An information officer interviewed by the filmmakers inevitably compares the setup to reality TV. And, as in life, everything that happens in the NTC is shown on TV. Call it The True Man Show. In their effort to train soldiers for all contingencies, including civil war, the largely invisible powers-that-be script staged executions, attacks, and, most intricately, a checkpoint accident. Afterward, the guilty soldiers hand out fake reparation money—too much, as it turns out.

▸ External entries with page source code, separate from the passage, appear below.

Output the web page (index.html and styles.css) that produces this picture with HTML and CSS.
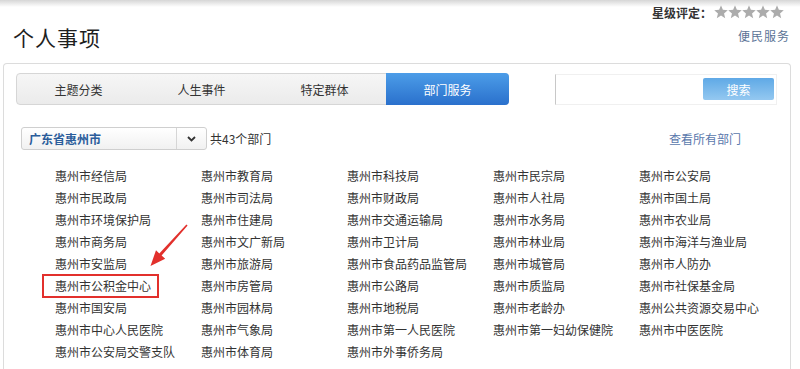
FILE: index.html
```html
<!DOCTYPE html>
<html lang="zh-CN">
<head>
    <meta charset="UTF-8">
    <title>个人事项</title>
    <link rel="stylesheet" href="styles.css">
</head>
<body>
    <div class="top-shadow"></div>
    <div class="header">
        <h1 class="title">个人事项</h1>
        <div class="header-right">
            <div class="rating">
                <span class="rating-label">星级评定：</span>
                <span class="stars">
                    <svg width="14" height="14" viewBox="0 0 24 24"><polygon points="12,0.5 15.2,8.3 23.6,8.9 17.2,14.4 19.2,22.6 12,18.2 4.8,22.6 6.8,14.4 0.4,8.9 8.8,8.3"/></svg>
                    <svg width="14" height="14" viewBox="0 0 24 24"><polygon points="12,0.5 15.2,8.3 23.6,8.9 17.2,14.4 19.2,22.6 12,18.2 4.8,22.6 6.8,14.4 0.4,8.9 8.8,8.3"/></svg>
                    <svg width="14" height="14" viewBox="0 0 24 24"><polygon points="12,0.5 15.2,8.3 23.6,8.9 17.2,14.4 19.2,22.6 12,18.2 4.8,22.6 6.8,14.4 0.4,8.9 8.8,8.3"/></svg>
                    <svg width="14" height="14" viewBox="0 0 24 24"><polygon points="12,0.5 15.2,8.3 23.6,8.9 17.2,14.4 19.2,22.6 12,18.2 4.8,22.6 6.8,14.4 0.4,8.9 8.8,8.3"/></svg>
                    <svg width="14" height="14" viewBox="0 0 24 24"><polygon points="12,0.5 15.2,8.3 23.6,8.9 17.2,14.4 19.2,22.6 12,18.2 4.8,22.6 6.8,14.4 0.4,8.9 8.8,8.3"/></svg>
                </span>
            </div>
            <a class="service-link" href="#">便民服务</a>
        </div>
    </div>

    <div class="panel">
        <div class="toolbar">
            <div class="tabs">
                <a class="tab" href="#">主题分类</a>
                <a class="tab" href="#">人生事件</a>
                <a class="tab" href="#">特定群体</a>
                <a class="tab active" href="#">部门服务</a>
            </div>
            <div class="search">
                <input type="text" class="search-input">
                <button class="search-btn">搜索</button>
            </div>
        </div>

        <div class="filter-row">
            <div class="select">
                <span class="select-text">广东省惠州市</span>
                <span class="select-arrow">
                    <svg width="9" height="6" viewBox="0 0 9 6"><path d="M1 1 L4.5 4.5 L8 1" fill="none" stroke="#333" stroke-width="1.8"/></svg>
                </span>
            </div>
            <span class="count">共43个部门</span>
            <a class="all-link" href="#">查看所有部门</a>
        </div>

        <ul class="dept-list">
            <li>惠州市经信局</li>
            <li>惠州市教育局</li>
            <li>惠州市科技局</li>
            <li>惠州市民宗局</li>
            <li>惠州市公安局</li>
            <li>惠州市民政局</li>
            <li>惠州市司法局</li>
            <li>惠州市财政局</li>
            <li>惠州市人社局</li>
            <li>惠州市国土局</li>
            <li>惠州市环境保护局</li>
            <li>惠州市住建局</li>
            <li>惠州市交通运输局</li>
            <li>惠州市水务局</li>
            <li>惠州市农业局</li>
            <li>惠州市商务局</li>
            <li>惠州市文广新局</li>
            <li>惠州市卫计局</li>
            <li>惠州市林业局</li>
            <li>惠州市海洋与渔业局</li>
            <li>惠州市安监局</li>
            <li>惠州市旅游局</li>
            <li>惠州市食品药品监管局</li>
            <li>惠州市城管局</li>
            <li>惠州市人防办</li>
            <li><span class="marked">惠州市公积金中心</span></li>
            <li>惠州市房管局</li>
            <li>惠州市公路局</li>
            <li>惠州市质监局</li>
            <li>惠州市社保基金局</li>
            <li>惠州市国安局</li>
            <li>惠州市园林局</li>
            <li>惠州市地税局</li>
            <li>惠州市老龄办</li>
            <li>惠州公共资源交易中心</li>
            <li>惠州市中心人民医院</li>
            <li>惠州市气象局</li>
            <li>惠州市第一人民医院</li>
            <li>惠州市第一妇幼保健院</li>
            <li>惠州市中医医院</li>
            <li>惠州市公安局交警支队</li>
            <li>惠州市体育局</li>
            <li>惠州市外事侨务局</li>
        </ul>
    </div>

    <!-- annotation arrow pointing at the marked item -->
    <svg class="note-arrow" width="60" height="60" viewBox="140 215 60 60">
        <polygon fill="#e2302c" points="150.5,266 165.2,258.8 161.6,255.6 187.6,225.4 186.4,224.6 159.3,253.4 156,250.2"/>
    </svg>
</body>
</html>
```

FILE: styles.css
```css
body {
    margin: 0;
    padding: 0;
    font-family: "Noto Sans CJK SC", "Liberation Sans", sans-serif;
    font-size: 12px;
    color: #333;
    background-color: #fff;
    height: 369px;
    overflow: hidden;
    position: relative;
}
a {
    text-decoration: none;
}
.top-shadow {
    position: absolute;
    left: 0;
    right: 0;
    top: 0;
    height: 7px;
    background: linear-gradient(#d6d6d6, rgba(255, 255, 255, 0));
}
.header {
    display: flex;
    justify-content: space-between;
    height: 63px;
    padding: 0 10px 0 13px;
}
.title {
    margin: 0;
    padding-top: 23px;
    font-size: 21px;
    font-weight: normal;
    color: #1e1e1e;
    line-height: 28px;
    letter-spacing: 1px;
}
.header-right {
    display: flex;
    flex-direction: column;
    align-items: flex-end;
    padding-top: 4px;
}
.rating {
    display: flex;
    align-items: center;
    height: 16px;
    margin-right: 6px;
}
.rating-label {
    font-weight: bold;
    color: #333;
    font-size: 12px;
}
.stars {
    display: flex;
    gap: 0;
    margin-left: 2px;
}
.stars svg {
    fill: #acacac;
}
.service-link {
    margin-top: 7px;
    color: #5b7396;
    font-size: 12px;
    letter-spacing: 1px;
}
.panel {
    margin: 0 9px 0 3px;
    border: 1px solid #dcdcdc;
    border-bottom: none;
    border-radius: 4px 4px 0 0;
    padding: 9px 12px 0 12px;
    height: 320px;
    box-sizing: border-box;
}
.toolbar {
    display: flex;
    align-items: center;
}
.tabs {
    display: flex;
    width: 493px;
    height: 32px;
    border: 1px solid #d6d6d6;
    border-radius: 4px;
    background: linear-gradient(#f6f6f6, #ebebeb);
    box-sizing: border-box;
}
.tab {
    flex: 1;
    display: flex;
    align-items: center;
    justify-content: center;
    color: #333;
    font-size: 12px;
}
.tab.active {
    margin: -1px -1px -1px 0;
    background: linear-gradient(#4c9de8, #2a70cc);
    color: #fff;
    border-radius: 0 4px 4px 0;
}
.search {
    display: flex;
    align-items: center;
    justify-content: space-between;
    margin-left: 46px;
    width: 222px;
    height: 31px;
    border: 1px solid #f0f0f0;
    border-left: 1px solid #c8c8c8;
    box-sizing: border-box;
}
.search-input {
    border: none;
    outline: none;
    width: 140px;
    height: 24px;
    background: transparent;
}
.search-btn {
    width: 71px;
    height: 22px;
    margin-right: 2px;
    border: none;
    border-radius: 2px;
    background: linear-gradient(#5fa9e6, #94c8f0);
    color: #fff;
    font-family: "Noto Sans CJK SC", sans-serif;
    font-size: 12px;
    padding: 0;
}
.filter-row {
    display: flex;
    align-items: center;
    margin-top: 22px;
    padding-left: 5px;
}
.select {
    display: flex;
    width: 186px;
    height: 23px;
    border: 1px solid #cfcfcf;
    border-radius: 3px;
    background: linear-gradient(#ffffff, #f1f1f1);
    box-sizing: border-box;
}
.select-text {
    flex: 1;
    display: flex;
    align-items: center;
    padding-left: 7px;
    color: #2b5d9b;
    font-weight: bold;
    font-size: 12px;
}
.select-arrow {
    width: 29px;
    display: flex;
    align-items: center;
    justify-content: center;
    border-left: 1px solid #d6d6d6;
}
.count {
    margin-left: 3px;
    color: #333;
}
.all-link {
    margin-left: auto;
    margin-right: 37px;
    color: #5a78ac;
}
.dept-list {
    list-style: none;
    margin: 15px 0 0 0;
    padding: 0 0 0 39px;
    display: grid;
    grid-template-columns: repeat(5, 146px);
}
.dept-list li {
    height: 22px;
    line-height: 22px;
    white-space: nowrap;
    color: #333;
}
.marked {
    position: relative;
}
.marked::after {
    content: "";
    position: absolute;
    left: -13px;
    right: -8px;
    top: -3px;
    bottom: -4px;
    border: 2px solid #e2302c;
}
.note-arrow {
    position: absolute;
    left: 140px;
    top: 215px;
}
```
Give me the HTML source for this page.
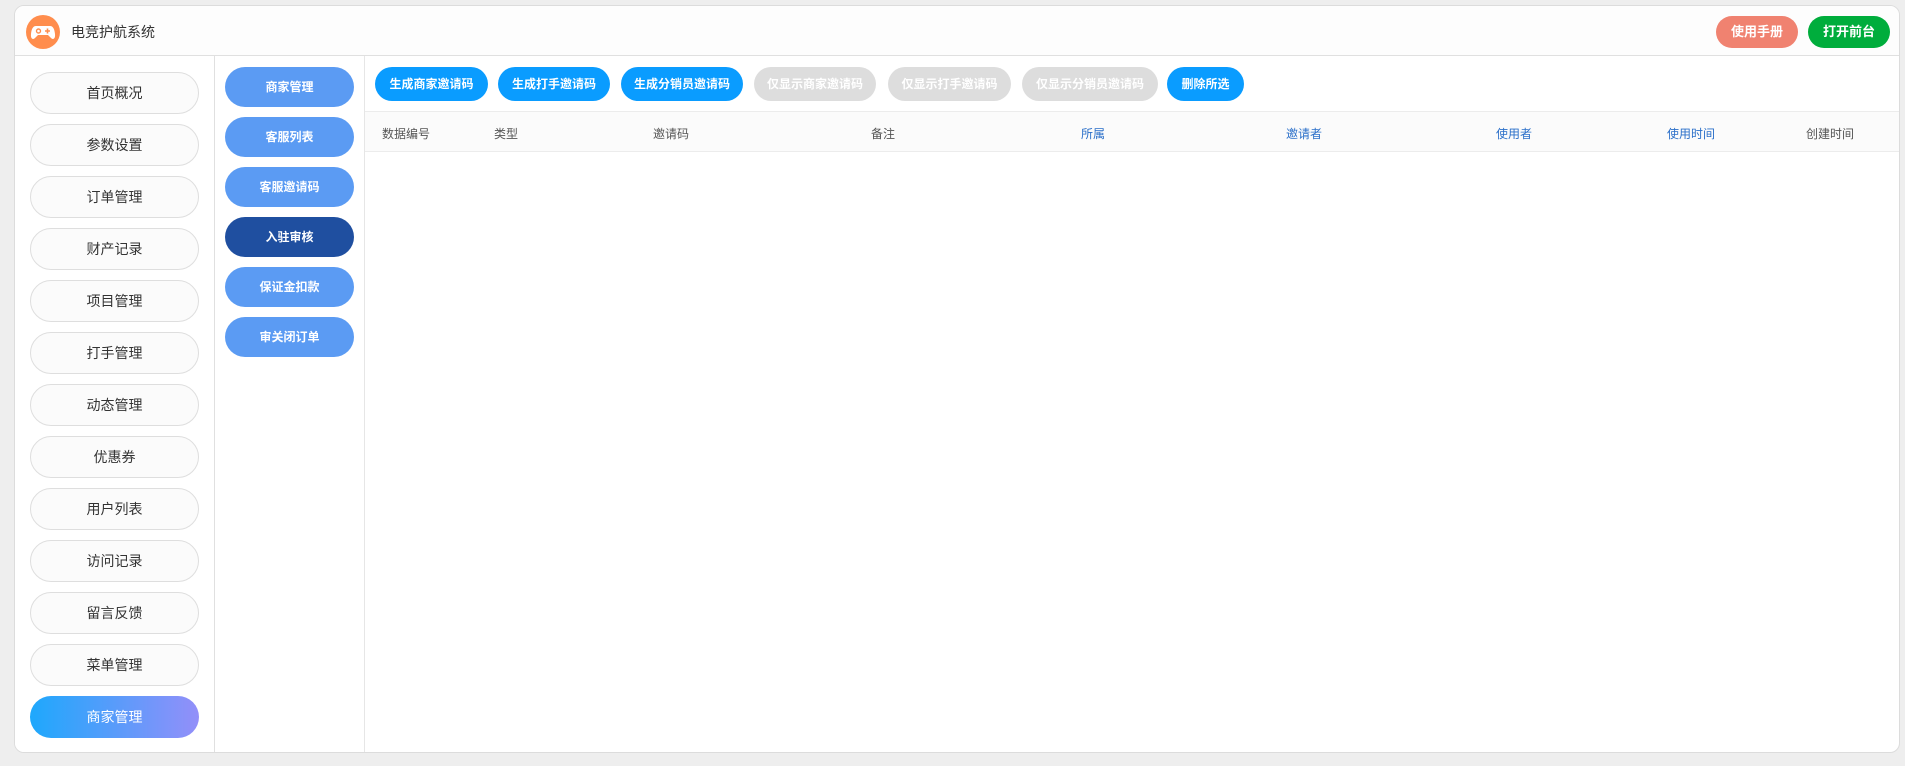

Set off by sprightly graphics and shimmering with over-bright colors, Full Battle Rattle has a fake transparency. The movie arouses, without gratifying, a desire to see the camera—not to mention the hidden command center where the scenarios are devised. It's somewhat too seamless, even if the filmmakers do break the illusion to interview American soldiers and Iraqi role-players. (Most of them seem to live in San Diego; all are—or seek to be—U.S. citizens.) Lurking around the periphery, American "insurgents" confide to the camera that they are planning to kill as many people as possible. Sure enough, in one late movie set-piece, the insurgents launch a surprise attack on a celebratory banquet attended by both the village mayor and the colonel. The latter is bizarrely cool. Assuring all that his men have the situation in hand, he turns speechless when "casualties" stagger in dressed up in newly applied zombie wounds. Having lost the game big-time, the colonel wonders if he is a failure. Cut to a staged military funeral, where the attendees cry real tears.

As well they might: The show ends with the American actors being sent to Iraq as the Iraqi performers prepare to entertain their next batch of recruits. The filmmakers alternate a few stories: American families are separated; Iraqi families are reunited in America. (One Iraqi amuses relatives by showing them the tape of his staged execution.) The movie reports that out of 1.4 million Iraqi DPs, fewer than 600 have found refuge in the U.S. A sizable portion of these fortunate few have made lives in the virtual villages of the NTC—speaking Arabic, wearing traditional clothes, eating traditional food, staging mock weddings and funerals. ("For real, we're family," one tells the filmmakers.) One of the many surreal aspects of this fabulously disorienting movie: its representation of an Iraqi heaven that's an American hell.


As low-tech as Full Battle Rattle is high-concept, La France is a platoon film unlike any I've ever seen, although, steeped in movie history, critic turned director Serge Bozon claims both Hollywood and Soviet World War II movies as his models.

La France treats the first total war with fairy-tale matter-of-factness. The movie opens in May 1917, nearly three years into World War I. French farm girl Camille (Sylvie Testud) receives a letter from her soldier husband warning that she will not hear from and perhaps never see him again. That night, she crops her hair and sets off for the front in the guise of a 17-year-old boy. Her adventures are at once dreamlike and prosaic: Wandering in the woods, she stumbles upon an encampment of sleeping soldiers. Perhaps imagining that she is invisible, Camille lies down among them.